SHORT EXERCISE: Output the full listing word for word.

INFORMATION SUPPLIED:
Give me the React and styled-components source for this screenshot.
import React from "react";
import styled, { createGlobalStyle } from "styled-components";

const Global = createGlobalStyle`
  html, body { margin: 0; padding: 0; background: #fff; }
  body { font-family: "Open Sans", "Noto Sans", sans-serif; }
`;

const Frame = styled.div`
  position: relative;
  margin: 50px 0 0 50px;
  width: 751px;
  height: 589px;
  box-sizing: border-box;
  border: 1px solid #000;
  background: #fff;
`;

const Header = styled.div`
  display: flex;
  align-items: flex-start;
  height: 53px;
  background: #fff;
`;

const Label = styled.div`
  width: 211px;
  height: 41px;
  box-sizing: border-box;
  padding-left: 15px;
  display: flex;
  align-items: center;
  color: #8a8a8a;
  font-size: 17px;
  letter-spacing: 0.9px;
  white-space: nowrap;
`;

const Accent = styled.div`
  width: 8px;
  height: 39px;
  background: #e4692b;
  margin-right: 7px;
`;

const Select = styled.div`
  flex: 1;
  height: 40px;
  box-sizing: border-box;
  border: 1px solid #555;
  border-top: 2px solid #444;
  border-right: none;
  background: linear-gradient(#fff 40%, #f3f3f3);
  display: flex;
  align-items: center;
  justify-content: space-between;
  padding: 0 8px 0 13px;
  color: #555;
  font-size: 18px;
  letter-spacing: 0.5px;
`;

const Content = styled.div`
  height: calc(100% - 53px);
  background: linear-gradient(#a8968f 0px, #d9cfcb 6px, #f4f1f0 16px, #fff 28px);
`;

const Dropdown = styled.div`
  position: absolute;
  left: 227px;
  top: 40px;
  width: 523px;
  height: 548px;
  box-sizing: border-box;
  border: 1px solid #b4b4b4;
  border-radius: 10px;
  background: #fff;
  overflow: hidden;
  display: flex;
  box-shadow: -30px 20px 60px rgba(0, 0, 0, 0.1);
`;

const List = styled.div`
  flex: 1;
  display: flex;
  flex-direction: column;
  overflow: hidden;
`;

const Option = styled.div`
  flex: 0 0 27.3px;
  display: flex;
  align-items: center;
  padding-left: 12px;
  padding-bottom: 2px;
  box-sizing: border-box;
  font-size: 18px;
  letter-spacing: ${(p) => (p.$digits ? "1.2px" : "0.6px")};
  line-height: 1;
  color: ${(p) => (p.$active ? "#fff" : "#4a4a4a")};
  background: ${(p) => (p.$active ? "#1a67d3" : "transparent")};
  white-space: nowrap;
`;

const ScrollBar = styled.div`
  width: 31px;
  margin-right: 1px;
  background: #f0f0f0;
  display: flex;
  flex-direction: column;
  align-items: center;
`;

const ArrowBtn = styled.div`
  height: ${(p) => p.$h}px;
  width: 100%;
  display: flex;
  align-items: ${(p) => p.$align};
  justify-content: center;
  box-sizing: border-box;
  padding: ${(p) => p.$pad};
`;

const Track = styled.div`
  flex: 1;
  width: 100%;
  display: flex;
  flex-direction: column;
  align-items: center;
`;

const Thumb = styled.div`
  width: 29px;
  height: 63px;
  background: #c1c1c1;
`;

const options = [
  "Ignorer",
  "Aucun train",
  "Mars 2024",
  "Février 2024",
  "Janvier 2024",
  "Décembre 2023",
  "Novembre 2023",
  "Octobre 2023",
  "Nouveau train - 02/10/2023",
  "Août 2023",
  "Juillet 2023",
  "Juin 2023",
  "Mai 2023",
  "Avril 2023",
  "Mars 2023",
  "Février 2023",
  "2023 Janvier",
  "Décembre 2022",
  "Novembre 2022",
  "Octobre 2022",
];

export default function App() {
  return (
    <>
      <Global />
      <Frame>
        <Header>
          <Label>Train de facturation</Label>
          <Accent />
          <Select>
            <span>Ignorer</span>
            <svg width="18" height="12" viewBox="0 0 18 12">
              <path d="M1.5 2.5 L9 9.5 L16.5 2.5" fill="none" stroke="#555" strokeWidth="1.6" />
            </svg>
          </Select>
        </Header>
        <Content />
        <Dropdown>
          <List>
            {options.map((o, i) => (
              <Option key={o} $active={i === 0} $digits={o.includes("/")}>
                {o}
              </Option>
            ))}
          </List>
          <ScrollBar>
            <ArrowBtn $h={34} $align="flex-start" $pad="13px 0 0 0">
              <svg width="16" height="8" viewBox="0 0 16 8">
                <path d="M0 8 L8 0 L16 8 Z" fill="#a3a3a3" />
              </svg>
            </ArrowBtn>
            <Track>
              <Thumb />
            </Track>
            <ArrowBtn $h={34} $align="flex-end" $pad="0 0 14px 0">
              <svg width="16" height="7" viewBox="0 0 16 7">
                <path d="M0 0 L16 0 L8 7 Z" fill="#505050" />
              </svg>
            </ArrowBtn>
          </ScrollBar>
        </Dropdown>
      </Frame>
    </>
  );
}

RIGHT ANSWER:
Give me the React and styled-components source for this screenshot.
import React from "react";
import styled, { createGlobalStyle } from "styled-components";

const Global = createGlobalStyle`
  html, body { margin: 0; padding: 0; background: #fff; }
  body { font-family: "Open Sans", "Noto Sans", sans-serif; }
`;

const Frame = styled.div`
  position: relative;
  margin: 50px 0 0 50px;
  width: 751px;
  height: 589px;
  box-sizing: border-box;
  border: 1px solid #000;
  background: #fff;
`;

const Header = styled.div`
  display: flex;
  align-items: flex-start;
  height: 53px;
  background: #fff;
`;

const Label = styled.div`
  width: 211px;
  height: 41px;
  box-sizing: border-box;
  padding-left: 15px;
  display: flex;
  align-items: center;
  color: #8a8a8a;
  font-size: 17px;
  letter-spacing: 0.9px;
  white-space: nowrap;
`;

const Accent = styled.div`
  width: 8px;
  height: 39px;
  background: #e4692b;
  margin-right: 7px;
`;

const Select = styled.div`
  flex: 1;
  height: 40px;
  box-sizing: border-box;
  border: 1px solid #555;
  border-top: 2px solid #444;
  border-right: none;
  background: linear-gradient(#fff 40%, #f3f3f3);
  display: flex;
  align-items: center;
  justify-content: space-between;
  padding: 0 8px 0 13px;
  color: #555;
  font-size: 18px;
  letter-spacing: 0.5px;
`;

const Content = styled.div`
  height: calc(100% - 53px);
  background: linear-gradient(#a8968f 0px, #d9cfcb 6px, #f4f1f0 16px, #fff 28px);
`;

const Dropdown = styled.div`
  position: absolute;
  left: 227px;
  top: 40px;
  width: 523px;
  height: 548px;
  box-sizing: border-box;
  border: 1px solid #b4b4b4;
  border-radius: 10px;
  background: #fff;
  overflow: hidden;
  display: flex;
  box-shadow: -30px 20px 60px rgba(0, 0, 0, 0.1);
`;

const List = styled.div`
  flex: 1;
  display: flex;
  flex-direction: column;
  overflow: hidden;
`;

const Option = styled.div`
  flex: 0 0 27.3px;
  display: flex;
  align-items: center;
  padding-left: 12px;
  padding-bottom: 2px;
  box-sizing: border-box;
  font-size: 18px;
  letter-spacing: ${(p) => (p.$digits ? "1.2px" : "0.6px")};
  line-height: 1;
  color: ${(p) => (p.$active ? "#fff" : "#4a4a4a")};
  background: ${(p) => (p.$active ? "#1a67d3" : "transparent")};
  white-space: nowrap;
`;

const ScrollBar = styled.div`
  width: 31px;
  margin-right: 1px;
  background: #f0f0f0;
  display: flex;
  flex-direction: column;
  align-items: center;
`;

const ArrowBtn = styled.div`
  height: ${(p) => p.$h}px;
  width: 100%;
  display: flex;
  align-items: ${(p) => p.$align};
  justify-content: center;
  box-sizing: border-box;
  padding: ${(p) => p.$pad};
`;

const Track = styled.div`
  flex: 1;
  width: 100%;
  display: flex;
  flex-direction: column;
  align-items: center;
`;

const Thumb = styled.div`
  width: 29px;
  height: 63px;
  background: #c1c1c1;
`;

const options = [
  "Ignorer",
  "Aucun train",
  "Mars 2024",
  "Février 2024",
  "Janvier 2024",
  "Décembre 2023",
  "Novembre 2023",
  "Octobre 2023",
  "Nouveau train - 02/10/2023",
  "Août 2023",
  "Juillet 2023",
  "Juin 2023",
  "Mai 2023",
  "Avril 2023",
  "Mars 2023",
  "Février 2023",
  "2023 Janvier",
  "Décembre 2022",
  "Novembre 2022",
  "Octobre 2022",
];

export default function App() {
  return (
    <>
      <Global />
      <Frame>
        <Header>
          <Label>Train de facturation</Label>
          <Accent />
          <Select>
            <span>Ignorer</span>
            <svg width="18" height="12" viewBox="0 0 18 12">
              <path d="M1.5 2.5 L9 9.5 L16.5 2.5" fill="none" stroke="#555" strokeWidth="1.6" />
            </svg>
          </Select>
        </Header>
        <Content />
        <Dropdown>
          <List>
            {options.map((o, i) => (
              <Option key={o} $active={i === 0} $digits={o.includes("/")}>
                {o}
              </Option>
            ))}
          </List>
          <ScrollBar>
            <ArrowBtn $h={34} $align="flex-start" $pad="13px 0 0 0">
              <svg width="16" height="8" viewBox="0 0 16 8">
                <path d="M0 8 L8 0 L16 8 Z" fill="#a3a3a3" />
              </svg>
            </ArrowBtn>
            <Track>
              <Thumb />
            </Track>
            <ArrowBtn $h={34} $align="flex-end" $pad="0 0 14px 0">
              <svg width="16" height="7" viewBox="0 0 16 7">
                <path d="M0 0 L16 0 L8 7 Z" fill="#505050" />
              </svg>
            </ArrowBtn>
          </ScrollBar>
        </Dropdown>
      </Frame>
    </>
  );
}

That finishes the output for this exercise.